We went to a hockey game tonight free thanks to tickets my friend Rand's company had bought. Jef came along and got to see his very first game in person ever. :) The Lightning hosted Ottawa and beat their asses 6-2F. It was a good game with much hitting and a lot of on-ice aggression (the Lightning had lost their last game to Ottawa, 7-1, so tonight was payback.) We were ONE row back from the glass and that is always great because you get to really see/hear/feel when the players SMASH into the boards. It was awesome.

Jef has an even greater love of hockey now and wants to see more games live. He didn't believe how fast the games are when you're watching them in person as opposed to on tv. That, and how FAST it is and how BIG the players are. :) It was fun to go since we could root for the Lightning (we normally only get out to games when Boston or something comes to town - like twice a season) since we got to cheer them on with the rest of the crowd. There were like zero Ottawa fans there tonight.

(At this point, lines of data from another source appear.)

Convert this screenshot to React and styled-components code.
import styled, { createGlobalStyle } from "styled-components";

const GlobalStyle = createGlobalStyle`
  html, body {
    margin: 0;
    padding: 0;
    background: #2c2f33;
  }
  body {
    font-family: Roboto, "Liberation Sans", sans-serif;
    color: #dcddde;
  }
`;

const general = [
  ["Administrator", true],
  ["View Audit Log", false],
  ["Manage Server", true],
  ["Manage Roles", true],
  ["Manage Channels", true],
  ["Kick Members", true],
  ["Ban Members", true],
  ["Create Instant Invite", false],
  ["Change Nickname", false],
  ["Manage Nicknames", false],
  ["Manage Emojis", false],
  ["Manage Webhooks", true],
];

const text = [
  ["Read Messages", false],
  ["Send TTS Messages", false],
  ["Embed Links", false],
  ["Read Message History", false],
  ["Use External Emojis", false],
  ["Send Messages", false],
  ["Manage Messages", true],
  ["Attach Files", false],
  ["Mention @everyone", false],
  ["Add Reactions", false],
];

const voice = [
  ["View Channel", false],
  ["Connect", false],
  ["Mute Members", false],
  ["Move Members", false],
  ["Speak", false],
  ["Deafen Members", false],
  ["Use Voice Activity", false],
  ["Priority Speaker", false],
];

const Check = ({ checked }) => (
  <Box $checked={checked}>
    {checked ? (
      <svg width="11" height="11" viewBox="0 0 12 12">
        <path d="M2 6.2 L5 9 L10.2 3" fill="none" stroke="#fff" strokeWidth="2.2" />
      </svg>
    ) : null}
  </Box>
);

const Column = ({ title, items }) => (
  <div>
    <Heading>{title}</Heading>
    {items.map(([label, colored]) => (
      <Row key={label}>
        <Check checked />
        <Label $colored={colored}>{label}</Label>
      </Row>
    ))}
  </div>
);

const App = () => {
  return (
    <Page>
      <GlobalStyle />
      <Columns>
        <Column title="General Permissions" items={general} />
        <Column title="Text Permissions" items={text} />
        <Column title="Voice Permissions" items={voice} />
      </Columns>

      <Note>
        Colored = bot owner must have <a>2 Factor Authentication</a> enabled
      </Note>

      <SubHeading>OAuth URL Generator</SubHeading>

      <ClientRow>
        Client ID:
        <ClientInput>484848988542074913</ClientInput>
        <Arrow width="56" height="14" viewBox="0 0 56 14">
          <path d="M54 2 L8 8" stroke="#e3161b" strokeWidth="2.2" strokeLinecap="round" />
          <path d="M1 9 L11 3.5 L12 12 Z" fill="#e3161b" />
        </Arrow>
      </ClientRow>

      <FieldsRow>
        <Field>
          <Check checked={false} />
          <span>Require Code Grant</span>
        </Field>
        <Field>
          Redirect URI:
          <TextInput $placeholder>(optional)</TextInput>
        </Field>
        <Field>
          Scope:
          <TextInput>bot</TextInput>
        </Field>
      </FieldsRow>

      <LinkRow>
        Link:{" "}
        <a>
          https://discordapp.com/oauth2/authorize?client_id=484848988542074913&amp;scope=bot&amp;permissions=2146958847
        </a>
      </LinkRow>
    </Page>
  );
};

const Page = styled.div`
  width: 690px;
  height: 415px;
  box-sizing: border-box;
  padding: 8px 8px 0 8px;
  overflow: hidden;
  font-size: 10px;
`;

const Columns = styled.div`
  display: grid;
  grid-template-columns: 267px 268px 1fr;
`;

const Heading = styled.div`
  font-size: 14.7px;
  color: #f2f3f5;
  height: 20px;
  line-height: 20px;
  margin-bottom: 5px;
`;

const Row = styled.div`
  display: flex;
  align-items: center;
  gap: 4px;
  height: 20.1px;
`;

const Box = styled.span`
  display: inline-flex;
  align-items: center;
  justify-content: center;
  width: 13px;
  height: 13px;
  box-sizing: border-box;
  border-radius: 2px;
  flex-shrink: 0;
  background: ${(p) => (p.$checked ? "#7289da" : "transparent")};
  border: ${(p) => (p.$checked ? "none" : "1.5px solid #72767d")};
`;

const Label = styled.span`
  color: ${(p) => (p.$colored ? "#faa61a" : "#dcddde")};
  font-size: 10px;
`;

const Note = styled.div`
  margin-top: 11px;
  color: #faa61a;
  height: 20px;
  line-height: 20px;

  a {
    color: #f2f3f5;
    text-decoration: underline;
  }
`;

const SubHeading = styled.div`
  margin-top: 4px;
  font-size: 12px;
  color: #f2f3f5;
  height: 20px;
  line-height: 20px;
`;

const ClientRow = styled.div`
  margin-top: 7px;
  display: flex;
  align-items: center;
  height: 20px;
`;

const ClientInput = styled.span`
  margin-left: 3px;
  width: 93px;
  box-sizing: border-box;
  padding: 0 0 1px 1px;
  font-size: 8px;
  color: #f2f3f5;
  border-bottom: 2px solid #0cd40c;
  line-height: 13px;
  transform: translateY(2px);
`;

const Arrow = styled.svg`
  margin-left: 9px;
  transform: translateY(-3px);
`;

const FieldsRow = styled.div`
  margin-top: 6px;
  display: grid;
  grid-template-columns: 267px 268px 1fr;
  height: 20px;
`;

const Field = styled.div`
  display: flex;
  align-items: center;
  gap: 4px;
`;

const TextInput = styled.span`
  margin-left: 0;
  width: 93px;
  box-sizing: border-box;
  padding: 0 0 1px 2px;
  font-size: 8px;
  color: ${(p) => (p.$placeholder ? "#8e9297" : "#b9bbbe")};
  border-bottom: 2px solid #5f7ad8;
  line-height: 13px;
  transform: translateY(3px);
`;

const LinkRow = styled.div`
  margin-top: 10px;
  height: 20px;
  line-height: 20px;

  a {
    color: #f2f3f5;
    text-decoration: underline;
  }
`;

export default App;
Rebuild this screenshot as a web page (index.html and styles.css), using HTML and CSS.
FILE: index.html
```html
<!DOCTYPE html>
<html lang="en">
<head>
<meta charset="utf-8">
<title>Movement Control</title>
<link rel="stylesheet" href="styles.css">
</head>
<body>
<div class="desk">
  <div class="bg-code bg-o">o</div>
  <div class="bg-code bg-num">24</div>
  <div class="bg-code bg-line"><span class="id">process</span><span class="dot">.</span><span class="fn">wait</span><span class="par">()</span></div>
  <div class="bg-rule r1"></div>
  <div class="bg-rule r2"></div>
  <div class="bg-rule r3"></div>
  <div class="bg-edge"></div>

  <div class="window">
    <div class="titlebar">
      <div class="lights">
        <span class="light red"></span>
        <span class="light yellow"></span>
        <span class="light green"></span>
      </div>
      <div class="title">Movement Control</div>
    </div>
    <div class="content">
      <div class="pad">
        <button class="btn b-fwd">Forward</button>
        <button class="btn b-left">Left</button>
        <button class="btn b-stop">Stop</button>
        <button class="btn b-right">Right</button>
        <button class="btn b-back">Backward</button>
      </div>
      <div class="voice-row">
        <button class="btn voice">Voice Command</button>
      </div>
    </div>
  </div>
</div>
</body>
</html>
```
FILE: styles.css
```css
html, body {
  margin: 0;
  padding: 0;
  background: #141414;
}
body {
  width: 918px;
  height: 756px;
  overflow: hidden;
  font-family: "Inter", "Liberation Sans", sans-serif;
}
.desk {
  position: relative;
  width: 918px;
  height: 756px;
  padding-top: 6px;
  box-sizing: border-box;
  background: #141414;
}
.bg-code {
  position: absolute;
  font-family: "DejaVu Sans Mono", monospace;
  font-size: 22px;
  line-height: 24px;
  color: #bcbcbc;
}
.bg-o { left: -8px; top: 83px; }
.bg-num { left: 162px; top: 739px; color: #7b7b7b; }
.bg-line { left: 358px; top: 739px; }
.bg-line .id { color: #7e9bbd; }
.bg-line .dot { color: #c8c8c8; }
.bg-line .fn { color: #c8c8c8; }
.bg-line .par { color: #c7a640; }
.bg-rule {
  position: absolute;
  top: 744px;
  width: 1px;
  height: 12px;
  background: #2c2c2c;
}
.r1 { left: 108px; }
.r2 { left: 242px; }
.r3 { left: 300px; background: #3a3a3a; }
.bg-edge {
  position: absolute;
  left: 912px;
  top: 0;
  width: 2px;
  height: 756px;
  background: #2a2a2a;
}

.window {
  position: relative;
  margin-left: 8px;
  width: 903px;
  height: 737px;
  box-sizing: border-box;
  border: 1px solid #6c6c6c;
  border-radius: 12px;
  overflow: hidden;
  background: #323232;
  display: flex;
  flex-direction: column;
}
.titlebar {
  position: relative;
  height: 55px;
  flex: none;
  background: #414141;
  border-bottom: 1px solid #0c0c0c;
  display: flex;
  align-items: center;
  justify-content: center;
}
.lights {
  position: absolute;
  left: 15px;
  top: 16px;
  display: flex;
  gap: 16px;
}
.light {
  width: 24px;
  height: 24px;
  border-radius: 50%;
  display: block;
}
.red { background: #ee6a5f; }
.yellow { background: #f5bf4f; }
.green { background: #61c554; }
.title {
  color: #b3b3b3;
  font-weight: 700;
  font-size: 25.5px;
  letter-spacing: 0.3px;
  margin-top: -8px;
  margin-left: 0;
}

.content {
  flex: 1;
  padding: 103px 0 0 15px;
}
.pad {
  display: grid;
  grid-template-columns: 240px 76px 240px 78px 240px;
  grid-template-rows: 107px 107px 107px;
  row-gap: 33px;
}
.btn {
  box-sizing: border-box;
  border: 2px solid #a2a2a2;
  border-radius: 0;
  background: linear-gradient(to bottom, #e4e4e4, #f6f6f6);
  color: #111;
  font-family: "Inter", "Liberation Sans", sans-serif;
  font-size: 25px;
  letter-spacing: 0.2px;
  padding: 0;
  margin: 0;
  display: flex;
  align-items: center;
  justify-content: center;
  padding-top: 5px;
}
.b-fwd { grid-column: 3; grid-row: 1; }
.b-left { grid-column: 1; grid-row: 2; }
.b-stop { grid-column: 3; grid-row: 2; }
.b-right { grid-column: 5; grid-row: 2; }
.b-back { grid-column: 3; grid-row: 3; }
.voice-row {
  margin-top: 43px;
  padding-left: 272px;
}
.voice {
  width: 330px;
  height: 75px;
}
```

Anyway, been dozing out on the couch and my Love's just gone to bed, so I'm gonna get ready and call it an early evening myself. TTFN.

Monday, January 20, 2003

Recent thoughts on this bullshit war and reading Orb's Journal made me think of this quote I had heard on the Discovery channel a few nights ago. It was a special on the Voyager spacecraft, which was loaded up with all sorts of things from Earth - pictures, music, art, drawings - as it was sent out towards the edges of our solar system. It took pictures of our sister planets and, at the very edge of the system, a brillant scientist named Carl Sagan, successfully got NASA to point Voyager's cameras back at Earth, to see the "pale blue dot" the way someone from outside our system would see it. These are part of his thoughts.

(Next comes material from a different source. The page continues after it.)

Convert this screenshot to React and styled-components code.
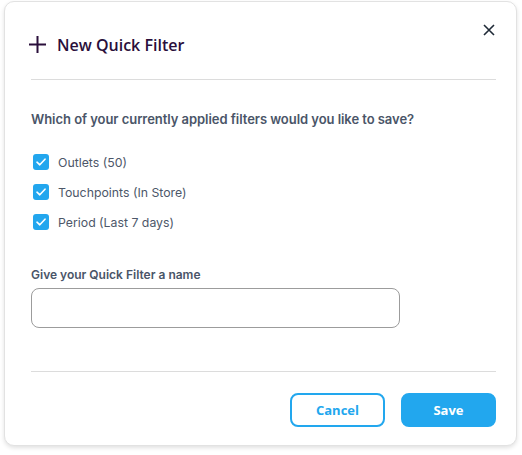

... Look again at that dot. That's here. That's home. That's us. On it everyone you love, everyone you know, everyone you ever heard of, every human being who ever was, lived out their lives. The aggregate of our joy and suffering, thousands of confident religions, ideologies, and economic doctrines, every hunter and forager, every hero and coward, every creator and destroyer of civilization, every king and peasant, every young couple in love, every mother and father, hopeful child, inventor and explorer, every teacher of morals, every corrupt politician, every "superstar," every "supreme leader," every saint and sinner in the history of our species lived there - on a mote of dust suspended in a sunbeam.

The Earth is a very small stage in a vast cosmic arena. Think of the rivers of blood spilled by all those generals and emperors, so that, in glory and triumph, they could become the momentary masters of a fraction of a dot. Think of the endless cruelties visited by the inhabitants of one corner of this pixel on the scarcely distinguishable inhabitants of some other corner, how frequent their misunderstandings, how eager they are to kill one another, how fervent their hatreds. Our posturings, our imagined self-importance, the delusion that we have some privileged position in the Universe, are challenged by this point of pale light.


We're so small. And our differences so minor. All alone in the night, and we can't even live on this wonderful little planet together. What is it all for? This war and hatred? For a cosmic blink of an eye in so-called "glory." We should be humbled by this, our home, so small and solitary. We should realize that we all live here together and we shouldn't be so quick to hate each other. I think this image and his words ring with truth and I hope everyone takes a minute to really think about the context of this in the latest line of wars that we're blindly stumbling into.

Sunday, January 19, 2003

Ok, I went to bed last night, thinking I needed to reverse the colors, but as it was like 5:30am and my Love was happily sleeping next to me, I decided to wait until I got up to do it. So here goes nothing. :)

By the way.... FUCK it's COLD out!! It's like 45 degrees right now. Today is day two of the three days of freeze warnings. Jeez. These are the coldest days of the season so far. I realize that 45 may not seem cold to a lot of people out there, but you have to grasp the fact that it was like 77 degrees on Christmas day and you could wear shorts! It just doesn't get that cold here that often. So...after almost seventeen years in Florida, I am so not used to being in 45F temperatures and I'm a popsicle!

Eh. Can't figure out what to do with the background. I don't want the fire (don't know if anyone besides sang saw it because it's too much), don't want it white (too bright), don't want it black (too dark and the table doesn't stand out enough) and I can't figure out what other color to make it. It's a dark grey at the moment, but...eh. I'm not happy with it. It's that one last thing I'm just not "getting" to call the design done ya know? Sheesh, spent far too damned long on a "temporary, holder" layout this evening! *lol* We had a "gaming" night over here tonight - a house full of people playing video games and card games and such - but, mostly, nothing I play, so I hung out in the bedroom here, working on it. (and actually not surfing at all...impressive!)

Thoughts or comments or suggestions welcomed. :) Night for now, I'm gonna surf a bit and call it good.

edit: I'm so stupidly thrilled with the very simple css I used for my link hover - the use of an image (esp. a gradiant) - just looks so freakin' awesome. Yes folks, I DO amuse easily!

Wow. I think I actually got almost all of it working properly the very *first* time I've published. oooh. Just need to fix the target link on the feedback link since it's trying to open a javascript window AND target a new window at the same time, but...hrm. Might actually have gone smoothly for once. Go figure.

testing a new theme I made this evening. I wanted to do something simple since I've been pounding my head into the wall trying to do something complex and not getting it the way I want it. So of course, I end up spending like four hours working on my "simple" layout. *smacks head into wall* doh! kinda defeated the point. Oh well. At least I popped it off in an evening. This way when I get sick of it in a couple days, I won't feel bad changing it again. *lol*

Can you believe I've kept ver1 since AUGUST 2002? Ugh. That has to be a record for me.